A man of contrasts, born in the East, Norris would soon adopt the West as his spiritual home, a member of the Bohemian Club of San Francisco during the days of the Gold Rush. He avidly studied Emile Zola and Edgar Allan Poe, experimenting with poetry, short stories and essays. After having to leave school due to lack of funds when his parents divorced, in 1895 the San Francisco Chronicle sent him to South Africa to write on the Boer conflict. Journalism would be his mainstay while he attempted to have his novels published. He joined the staff of The Wave upon his return, submitting numerous detailed interviews from Polk Street citizens, which furthered the acclaim he received for his in-depth depictions of the underclasses. The Wave also serialised his romance, Moran of the Lady Letty (1898).

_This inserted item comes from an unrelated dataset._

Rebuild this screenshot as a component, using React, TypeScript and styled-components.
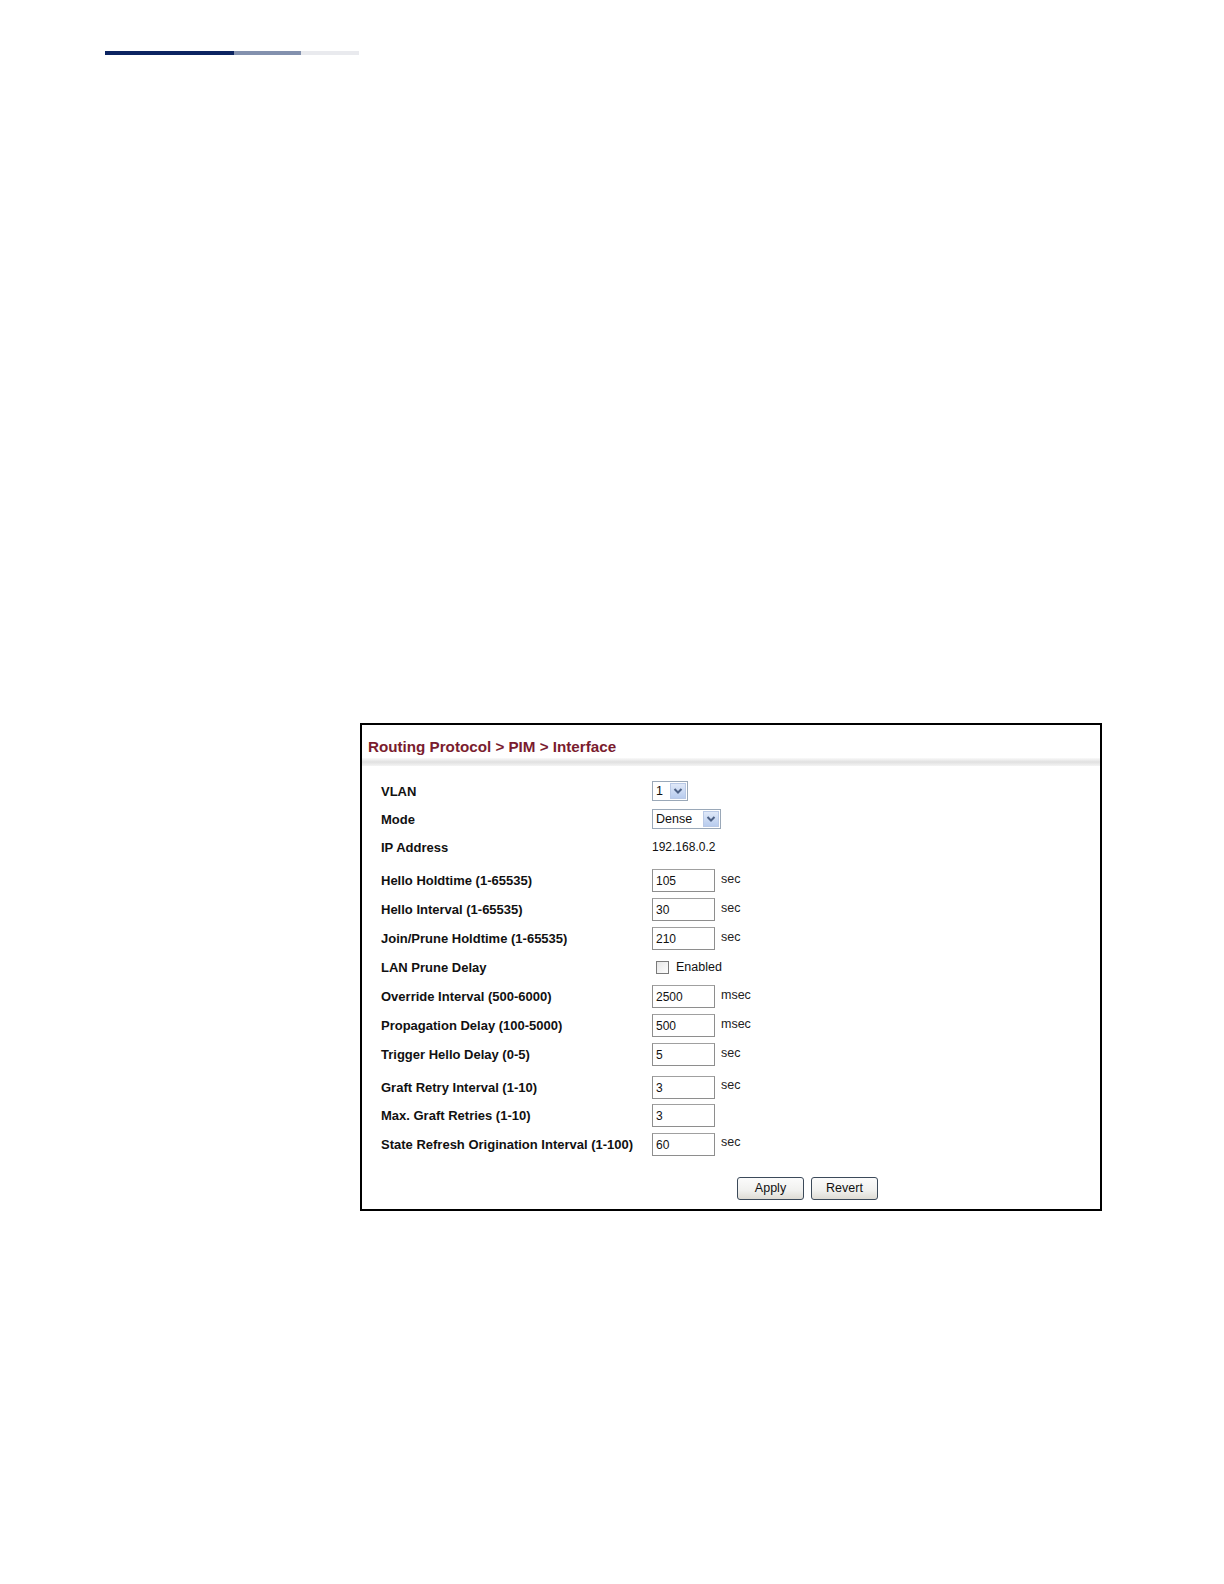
import React from "react";
import styled, { createGlobalStyle } from "styled-components";

const Global = createGlobalStyle`
  html, body { margin: 0; padding: 0; background: #ffffff; }
  body { font-family: "Liberation Sans", Arial, sans-serif; }
`;

const Page = styled.div`
  box-sizing: border-box;
  padding-top: 51px;
  padding-left: 105px;
  padding-bottom: 370px;
`;

const Rule = styled.div`
  display: flex;
  height: 4px;
  width: 254px;
`;

const RuleSeg = styled.div<{ $w: number; $c: string }>`
  width: ${(p) => p.$w}px;
  background: ${(p) => p.$c};
`;

const Panel = styled.div`
  margin-top: 668px;
  margin-left: 255px;
  width: 742px;
  height: 488px;
  box-sizing: border-box;
  border: 2px solid #000;
  background: #fff;
  display: flex;
  flex-direction: column;
`;

const Title = styled.div`
  padding: 13px 0 0 6px;
  height: 20px;
  font-family: "Liberation Sans", Arial, sans-serif;
  font-size: 15.2px;
  font-weight: bold;
  color: #7a1c2e;
`;

const TitleBar = styled.div`
  height: 8px;
  background: linear-gradient(#fafafa, #e0e0e0 50%, #f4f4f4);
`;

const Form = styled.div`
  padding: 11px 0 0 19px;
  display: flex;
  flex-direction: column;
`;

const Group = styled.div<{ $gap: number }>`
  margin-top: ${(p) => p.$gap}px;
  display: flex;
  flex-direction: column;
`;

const Row = styled.div<{ $h: number }>`
  display: grid;
  grid-template-columns: 271px auto;
  align-items: center;
  height: ${(p) => p.$h}px;
`;

const Label = styled.div`
  font-size: 13px;
  font-weight: bold;
  color: #111;
  white-space: nowrap;
`;

const Value = styled.div`
  display: flex;
  align-items: center;
  font-size: 12px;
  color: #111;
`;

const TextBox = styled.div`
  width: 63px;
  height: 23px;
  box-sizing: border-box;
  border: 1px solid #8e8e8e;
  border-top-color: #a0a0a0;
  padding: 4px 0 0 3px;
  font-size: 12px;
  color: #111;
  background: #fff;
`;

const Unit = styled.span`
  margin-left: 6px;
  font-size: 12.5px;
  color: #222;
  margin-top: -4px;
`;

const Select = styled.div<{ $w: number }>`
  width: ${(p) => p.$w}px;
  height: 20px;
  box-sizing: border-box;
  border: 1px solid #9aa8b8;
  display: flex;
  align-items: center;
  justify-content: space-between;
  padding: 0 1px 0 3px;
  font-size: 12.5px;
  color: #111;
  background: #fff;
`;

const Arrow = styled.div`
  width: 16px;
  height: 16px;
  box-sizing: border-box;
  border: 1px solid #b9c9e6;
  background: linear-gradient(#dfe8f8, #b8ccee);
  display: flex;
  align-items: center;
  justify-content: center;
`;

const Check = styled.div`
  width: 13px;
  height: 13px;
  box-sizing: border-box;
  border: 1px solid #7a7a7a;
  background: linear-gradient(135deg, #e6e6e6, #fdfdfd);
  margin-left: 4px;
  margin-right: 7px;
`;

const CheckText = styled.span`
  margin-top: -2px;
  font-size: 12.5px;
`;

const Buttons = styled.div`
  display: flex;
  gap: 7px;
  padding-left: 356px;
  margin-top: 18px;
`;

const Button = styled.div<{ $w: number }>`
  width: ${(p) => p.$w}px;
  height: 23px;
  box-sizing: border-box;
  border: 1px solid #3c4a5a;
  border-radius: 3px;
  background: linear-gradient(#fbfbfb, #f0f0ee 60%, #dedbd4);
  display: flex;
  align-items: center;
  justify-content: center;
  font-size: 12.5px;
  color: #111;
`;

const Chevron = () => (
  <svg width="10" height="8" viewBox="0 0 10 8">
    <path d="M1.5 2 L5 5.5 L8.5 2" fill="none" stroke="#4d6185" strokeWidth="2" />
  </svg>
);

type Field = { label: string; value: string; unit?: string };

const g2: Field[] = [
  { label: "Hello Holdtime (1-65535)", value: "105", unit: "sec" },
  { label: "Hello Interval (1-65535)", value: "30", unit: "sec" },
  { label: "Join/Prune Holdtime (1-65535)", value: "210", unit: "sec" },
];
const g2b: Field[] = [
  { label: "Override Interval (500-6000)", value: "2500", unit: "msec" },
  { label: "Propagation Delay (100-5000)", value: "500", unit: "msec" },
  { label: "Trigger Hello Delay (0-5)", value: "5", unit: "sec" },
];
const g3: Field[] = [
  { label: "Graft Retry Interval (1-10)", value: "3", unit: "sec" },
  { label: "Max. Graft Retries (1-10)", value: "3" },
  { label: "State Refresh Origination Interval (1-100)", value: "60", unit: "sec" },
];

const InputRow = ({ f, h }: { f: Field; h: number }) => (
  <Row $h={h}>
    <Label>{f.label}</Label>
    <Value>
      <TextBox>{f.value}</TextBox>
      {f.unit && <Unit>{f.unit}</Unit>}
    </Value>
  </Row>
);

export default function App() {
  return (
    <>
      <Global />
      <Page>
        <Rule>
          <RuleSeg $w={129} $c="#0c2461" />
          <RuleSeg $w={67} $c="#8391ae" />
          <RuleSeg $w={58} $c="#e9eaee" />
        </Rule>
        <Panel>
          <Title>Routing Protocol &gt; PIM &gt; Interface</Title>
          <TitleBar />
          <Form>
            <Group $gap={0}>
              <Row $h={28}>
                <Label>VLAN</Label>
                <Value>
                  <Select $w={36}>
                    1
                    <Arrow>
                      <Chevron />
                    </Arrow>
                  </Select>
                </Value>
              </Row>
              <Row $h={28}>
                <Label>Mode</Label>
                <Value>
                  <Select $w={69}>
                    Dense
                    <Arrow>
                      <Chevron />
                    </Arrow>
                  </Select>
                </Value>
              </Row>
              <Row $h={28}>
                <Label>IP Address</Label>
                <Value>192.168.0.2</Value>
              </Row>
            </Group>
            <Group $gap={5}>
              {g2.map((f) => (
                <InputRow key={f.label} f={f} h={29} />
              ))}
              <Row $h={29}>
                <Label>LAN Prune Delay</Label>
                <Value>
                  <Check />
                  <CheckText>Enabled</CheckText>
                </Value>
              </Row>
              {g2b.map((f) => (
                <InputRow key={f.label} f={f} h={29} />
              ))}
            </Group>
            <Group $gap={4}>
              {g3.map((f) => (
                <InputRow key={f.label} f={f} h={28.5} />
              ))}
            </Group>
            <Buttons>
              <Button $w={67}>Apply</Button>
              <Button $w={67}>Revert</Button>
            </Buttons>
          </Form>
        </Panel>
      </Page>
    </>
  );
}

McClure's sent him to Cuba next for reportage, while he continued to work on his novels. His grasp of the American West is captured in many of his short stories and novels including The Octopus (1901). Frank Norris died in San Francisco on 25 October 1902 after an attack of appendicitis. He lies buried in the Mountain View Cemetery of Oakland, Alameda County, California. The Pit (1903) and Vandover the Brute (1914) were published posthumously.